When I'm at work... Idk some days I would love to just be assigned to a one person job away from everyone else. (Antisocial days... I guess) Mostly I'm bothered when coworkers are making plans to hang out outside of work right in front of me... People I thought I'd been getting along with, sharing common interests, having interesting discussions... For years. And yet, I'm never invited to spend time with them outside of work. Or when you share contact information with someone you thought you were friends with and they never message you. (Twice that happened, one quit, not because of me, and the other is on a different shift, I was on it too while I was in school) It makes me feel like I'm just something they have to tolerate while they're there.

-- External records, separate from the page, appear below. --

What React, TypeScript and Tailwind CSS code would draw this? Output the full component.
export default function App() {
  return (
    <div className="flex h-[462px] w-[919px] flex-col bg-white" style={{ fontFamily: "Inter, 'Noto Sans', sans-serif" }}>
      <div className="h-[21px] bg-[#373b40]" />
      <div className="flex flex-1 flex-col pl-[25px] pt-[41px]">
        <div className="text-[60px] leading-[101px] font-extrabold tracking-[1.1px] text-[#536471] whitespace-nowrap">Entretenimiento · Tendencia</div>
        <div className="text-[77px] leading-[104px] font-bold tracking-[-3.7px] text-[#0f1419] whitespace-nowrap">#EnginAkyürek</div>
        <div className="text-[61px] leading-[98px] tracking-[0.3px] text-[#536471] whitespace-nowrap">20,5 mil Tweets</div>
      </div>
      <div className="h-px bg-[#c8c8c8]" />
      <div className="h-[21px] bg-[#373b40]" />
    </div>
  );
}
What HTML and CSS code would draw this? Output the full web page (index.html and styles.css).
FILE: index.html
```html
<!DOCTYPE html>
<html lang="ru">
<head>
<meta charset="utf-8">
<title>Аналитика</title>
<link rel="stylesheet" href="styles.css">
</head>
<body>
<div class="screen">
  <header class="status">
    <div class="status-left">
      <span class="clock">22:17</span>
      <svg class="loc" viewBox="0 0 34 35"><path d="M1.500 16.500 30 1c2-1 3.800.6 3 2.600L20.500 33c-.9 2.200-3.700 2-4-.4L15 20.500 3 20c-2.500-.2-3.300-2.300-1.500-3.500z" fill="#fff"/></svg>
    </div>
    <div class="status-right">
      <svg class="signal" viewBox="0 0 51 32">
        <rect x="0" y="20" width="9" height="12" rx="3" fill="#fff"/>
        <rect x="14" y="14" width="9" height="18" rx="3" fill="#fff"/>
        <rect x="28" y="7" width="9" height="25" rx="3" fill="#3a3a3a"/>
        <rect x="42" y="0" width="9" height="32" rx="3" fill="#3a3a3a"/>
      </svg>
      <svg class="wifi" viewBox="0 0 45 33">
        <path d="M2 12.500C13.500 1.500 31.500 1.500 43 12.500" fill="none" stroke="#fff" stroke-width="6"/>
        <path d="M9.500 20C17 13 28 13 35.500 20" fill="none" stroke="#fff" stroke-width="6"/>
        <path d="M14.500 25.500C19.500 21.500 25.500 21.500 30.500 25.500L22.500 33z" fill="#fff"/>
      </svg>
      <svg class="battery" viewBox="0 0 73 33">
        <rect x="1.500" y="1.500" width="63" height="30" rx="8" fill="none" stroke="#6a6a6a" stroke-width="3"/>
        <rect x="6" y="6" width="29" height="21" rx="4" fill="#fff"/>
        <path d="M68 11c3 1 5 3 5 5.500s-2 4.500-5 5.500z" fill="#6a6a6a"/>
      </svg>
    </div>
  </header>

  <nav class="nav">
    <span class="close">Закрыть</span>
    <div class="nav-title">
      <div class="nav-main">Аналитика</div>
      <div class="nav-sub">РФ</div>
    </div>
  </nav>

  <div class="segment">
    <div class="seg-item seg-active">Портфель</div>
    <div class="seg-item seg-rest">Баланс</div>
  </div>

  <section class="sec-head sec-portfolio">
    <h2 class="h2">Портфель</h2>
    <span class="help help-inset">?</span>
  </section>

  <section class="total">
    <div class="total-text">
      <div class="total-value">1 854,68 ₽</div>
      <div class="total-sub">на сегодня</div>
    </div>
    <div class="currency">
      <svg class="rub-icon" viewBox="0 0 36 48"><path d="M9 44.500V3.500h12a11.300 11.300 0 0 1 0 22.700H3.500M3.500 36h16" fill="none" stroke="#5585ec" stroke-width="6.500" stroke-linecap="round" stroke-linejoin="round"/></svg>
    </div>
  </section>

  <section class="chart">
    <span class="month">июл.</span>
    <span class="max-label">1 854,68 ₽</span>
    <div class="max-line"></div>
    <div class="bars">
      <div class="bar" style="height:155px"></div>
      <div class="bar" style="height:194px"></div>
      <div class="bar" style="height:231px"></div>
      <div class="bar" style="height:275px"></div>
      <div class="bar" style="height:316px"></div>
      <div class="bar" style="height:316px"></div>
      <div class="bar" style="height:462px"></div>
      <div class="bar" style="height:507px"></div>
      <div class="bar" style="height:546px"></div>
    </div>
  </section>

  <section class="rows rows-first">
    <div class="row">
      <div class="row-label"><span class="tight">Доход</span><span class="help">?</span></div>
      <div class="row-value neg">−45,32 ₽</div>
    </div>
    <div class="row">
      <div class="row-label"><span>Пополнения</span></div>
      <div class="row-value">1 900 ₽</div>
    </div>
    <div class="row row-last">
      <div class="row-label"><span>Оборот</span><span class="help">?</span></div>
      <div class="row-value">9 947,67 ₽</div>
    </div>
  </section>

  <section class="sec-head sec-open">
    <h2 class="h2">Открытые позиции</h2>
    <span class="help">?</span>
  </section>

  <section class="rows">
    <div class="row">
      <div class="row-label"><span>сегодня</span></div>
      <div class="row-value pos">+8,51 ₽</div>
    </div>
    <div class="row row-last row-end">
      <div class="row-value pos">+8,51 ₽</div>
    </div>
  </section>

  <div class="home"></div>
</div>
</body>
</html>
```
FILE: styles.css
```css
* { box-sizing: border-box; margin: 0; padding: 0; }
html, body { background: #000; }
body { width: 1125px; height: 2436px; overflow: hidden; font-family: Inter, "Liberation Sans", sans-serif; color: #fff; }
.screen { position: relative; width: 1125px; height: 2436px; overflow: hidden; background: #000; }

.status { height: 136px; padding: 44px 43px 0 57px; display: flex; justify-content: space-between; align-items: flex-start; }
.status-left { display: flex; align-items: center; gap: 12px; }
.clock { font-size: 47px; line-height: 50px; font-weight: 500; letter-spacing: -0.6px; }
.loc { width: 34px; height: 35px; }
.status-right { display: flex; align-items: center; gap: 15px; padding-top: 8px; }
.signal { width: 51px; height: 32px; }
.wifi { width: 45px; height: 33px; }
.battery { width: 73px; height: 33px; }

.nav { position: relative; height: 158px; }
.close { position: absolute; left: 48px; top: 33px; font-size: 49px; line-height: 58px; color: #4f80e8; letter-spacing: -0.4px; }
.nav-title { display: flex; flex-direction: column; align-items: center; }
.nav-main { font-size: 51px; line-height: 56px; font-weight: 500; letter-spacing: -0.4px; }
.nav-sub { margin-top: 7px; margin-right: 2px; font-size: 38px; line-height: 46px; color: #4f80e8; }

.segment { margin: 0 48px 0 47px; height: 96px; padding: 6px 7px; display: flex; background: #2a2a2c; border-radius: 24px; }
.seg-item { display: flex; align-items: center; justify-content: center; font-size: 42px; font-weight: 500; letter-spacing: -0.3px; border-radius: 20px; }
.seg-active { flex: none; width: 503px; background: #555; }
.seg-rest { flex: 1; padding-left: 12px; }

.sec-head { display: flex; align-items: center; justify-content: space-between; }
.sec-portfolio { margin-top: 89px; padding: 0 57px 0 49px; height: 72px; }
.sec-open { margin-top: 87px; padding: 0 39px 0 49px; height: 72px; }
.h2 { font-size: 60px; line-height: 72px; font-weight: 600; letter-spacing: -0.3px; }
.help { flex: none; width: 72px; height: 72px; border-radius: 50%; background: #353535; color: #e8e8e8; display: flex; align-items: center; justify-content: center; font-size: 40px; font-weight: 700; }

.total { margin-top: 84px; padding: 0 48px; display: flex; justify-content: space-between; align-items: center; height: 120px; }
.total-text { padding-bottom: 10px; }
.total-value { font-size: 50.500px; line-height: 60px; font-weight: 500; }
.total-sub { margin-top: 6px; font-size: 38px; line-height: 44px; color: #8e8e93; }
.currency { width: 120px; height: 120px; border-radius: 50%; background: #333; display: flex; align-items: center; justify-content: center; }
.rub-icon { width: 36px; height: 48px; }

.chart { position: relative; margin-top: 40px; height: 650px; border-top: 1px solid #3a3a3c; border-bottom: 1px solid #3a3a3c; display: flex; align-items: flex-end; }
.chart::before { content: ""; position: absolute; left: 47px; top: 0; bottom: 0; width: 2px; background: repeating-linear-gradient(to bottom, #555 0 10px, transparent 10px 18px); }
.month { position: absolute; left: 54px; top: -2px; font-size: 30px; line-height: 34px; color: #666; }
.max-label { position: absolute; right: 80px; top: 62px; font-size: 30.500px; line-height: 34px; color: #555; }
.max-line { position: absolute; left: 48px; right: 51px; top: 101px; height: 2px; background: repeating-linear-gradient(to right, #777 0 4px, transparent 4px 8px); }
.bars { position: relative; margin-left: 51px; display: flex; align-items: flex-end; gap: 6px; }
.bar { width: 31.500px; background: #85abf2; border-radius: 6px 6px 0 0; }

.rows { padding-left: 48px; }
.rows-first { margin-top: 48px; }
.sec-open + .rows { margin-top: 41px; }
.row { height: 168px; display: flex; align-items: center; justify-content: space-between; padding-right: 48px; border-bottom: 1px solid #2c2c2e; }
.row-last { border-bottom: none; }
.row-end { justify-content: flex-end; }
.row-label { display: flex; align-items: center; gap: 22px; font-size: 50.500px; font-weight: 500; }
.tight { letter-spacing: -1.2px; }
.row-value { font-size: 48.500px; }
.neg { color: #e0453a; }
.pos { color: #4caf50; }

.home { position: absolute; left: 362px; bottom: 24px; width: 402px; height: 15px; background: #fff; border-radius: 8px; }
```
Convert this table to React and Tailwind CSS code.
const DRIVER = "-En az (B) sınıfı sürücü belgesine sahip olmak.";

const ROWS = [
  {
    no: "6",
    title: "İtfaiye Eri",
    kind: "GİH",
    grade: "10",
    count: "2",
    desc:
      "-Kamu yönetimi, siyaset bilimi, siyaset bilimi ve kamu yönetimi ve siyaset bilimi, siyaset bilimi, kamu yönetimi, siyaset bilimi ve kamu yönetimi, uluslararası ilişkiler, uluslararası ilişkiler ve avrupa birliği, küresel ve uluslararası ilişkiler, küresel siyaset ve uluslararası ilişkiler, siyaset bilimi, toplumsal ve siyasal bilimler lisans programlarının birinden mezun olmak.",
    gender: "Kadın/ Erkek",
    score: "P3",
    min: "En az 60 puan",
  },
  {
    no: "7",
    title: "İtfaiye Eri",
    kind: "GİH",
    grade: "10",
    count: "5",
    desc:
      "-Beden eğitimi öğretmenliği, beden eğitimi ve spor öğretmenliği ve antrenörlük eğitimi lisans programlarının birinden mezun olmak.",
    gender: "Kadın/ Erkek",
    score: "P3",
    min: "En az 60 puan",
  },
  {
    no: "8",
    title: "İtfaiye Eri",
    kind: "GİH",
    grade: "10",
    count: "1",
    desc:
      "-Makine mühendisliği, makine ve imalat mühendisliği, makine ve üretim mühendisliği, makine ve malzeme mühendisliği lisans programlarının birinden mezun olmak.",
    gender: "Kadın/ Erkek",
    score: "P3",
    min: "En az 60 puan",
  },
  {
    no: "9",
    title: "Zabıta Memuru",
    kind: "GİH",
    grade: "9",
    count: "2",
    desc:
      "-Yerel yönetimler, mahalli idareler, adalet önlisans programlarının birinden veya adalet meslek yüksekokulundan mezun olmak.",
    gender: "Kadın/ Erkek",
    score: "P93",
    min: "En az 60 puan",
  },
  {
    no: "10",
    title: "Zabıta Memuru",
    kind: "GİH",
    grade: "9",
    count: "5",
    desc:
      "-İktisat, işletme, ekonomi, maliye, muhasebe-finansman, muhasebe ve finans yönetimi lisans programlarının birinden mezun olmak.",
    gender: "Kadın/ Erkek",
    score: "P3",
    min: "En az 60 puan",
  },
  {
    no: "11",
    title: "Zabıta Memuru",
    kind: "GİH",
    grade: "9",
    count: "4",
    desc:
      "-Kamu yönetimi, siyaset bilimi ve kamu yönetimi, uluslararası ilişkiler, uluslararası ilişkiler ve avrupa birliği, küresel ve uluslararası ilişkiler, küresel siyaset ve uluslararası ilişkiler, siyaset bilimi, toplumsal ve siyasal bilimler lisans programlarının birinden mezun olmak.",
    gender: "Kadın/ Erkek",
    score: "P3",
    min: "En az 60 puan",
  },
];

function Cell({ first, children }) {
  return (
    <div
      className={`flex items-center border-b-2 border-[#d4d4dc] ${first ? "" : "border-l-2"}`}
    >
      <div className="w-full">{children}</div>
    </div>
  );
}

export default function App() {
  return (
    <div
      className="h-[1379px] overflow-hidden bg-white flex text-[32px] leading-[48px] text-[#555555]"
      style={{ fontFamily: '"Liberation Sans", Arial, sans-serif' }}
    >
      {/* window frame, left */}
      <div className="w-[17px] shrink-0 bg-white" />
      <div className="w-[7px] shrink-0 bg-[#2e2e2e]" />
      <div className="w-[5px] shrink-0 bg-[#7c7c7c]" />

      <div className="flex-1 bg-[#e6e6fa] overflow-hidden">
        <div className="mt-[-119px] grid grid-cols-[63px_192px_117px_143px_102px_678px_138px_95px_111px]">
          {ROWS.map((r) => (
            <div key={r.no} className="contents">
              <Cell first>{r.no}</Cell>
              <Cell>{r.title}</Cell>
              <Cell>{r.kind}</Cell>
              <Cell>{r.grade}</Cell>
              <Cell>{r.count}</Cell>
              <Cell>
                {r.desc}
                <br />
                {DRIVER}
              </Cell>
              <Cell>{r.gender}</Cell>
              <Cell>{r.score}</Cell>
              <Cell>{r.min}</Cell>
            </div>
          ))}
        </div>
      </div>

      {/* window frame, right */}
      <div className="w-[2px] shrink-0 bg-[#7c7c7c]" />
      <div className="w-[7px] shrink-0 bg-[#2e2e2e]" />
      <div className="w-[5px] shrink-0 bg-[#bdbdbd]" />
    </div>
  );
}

Though I suppose socializing outside of work backfires sometimes. There was a group of girls who would go out drinking every weekend, and it never failed... Every week they would bring in some fresh drama to spread around, usually putting one of them on the outs with the rest of the group. Some idiots never get out of that high school clique mindset.
When my dad retired from the same factory, there were people asking about him for quite a while, some still do occasionally... Some are just nosy (people love to gossip) but I know some actually thought of him as a friend. He'll never talk to them again unless he randomly runs into them somewhere... Was the same with his other job. People he knew for 30+ years and they might as well be strangers now. Maybe some relationships just can't ever go past the acquaintance stage.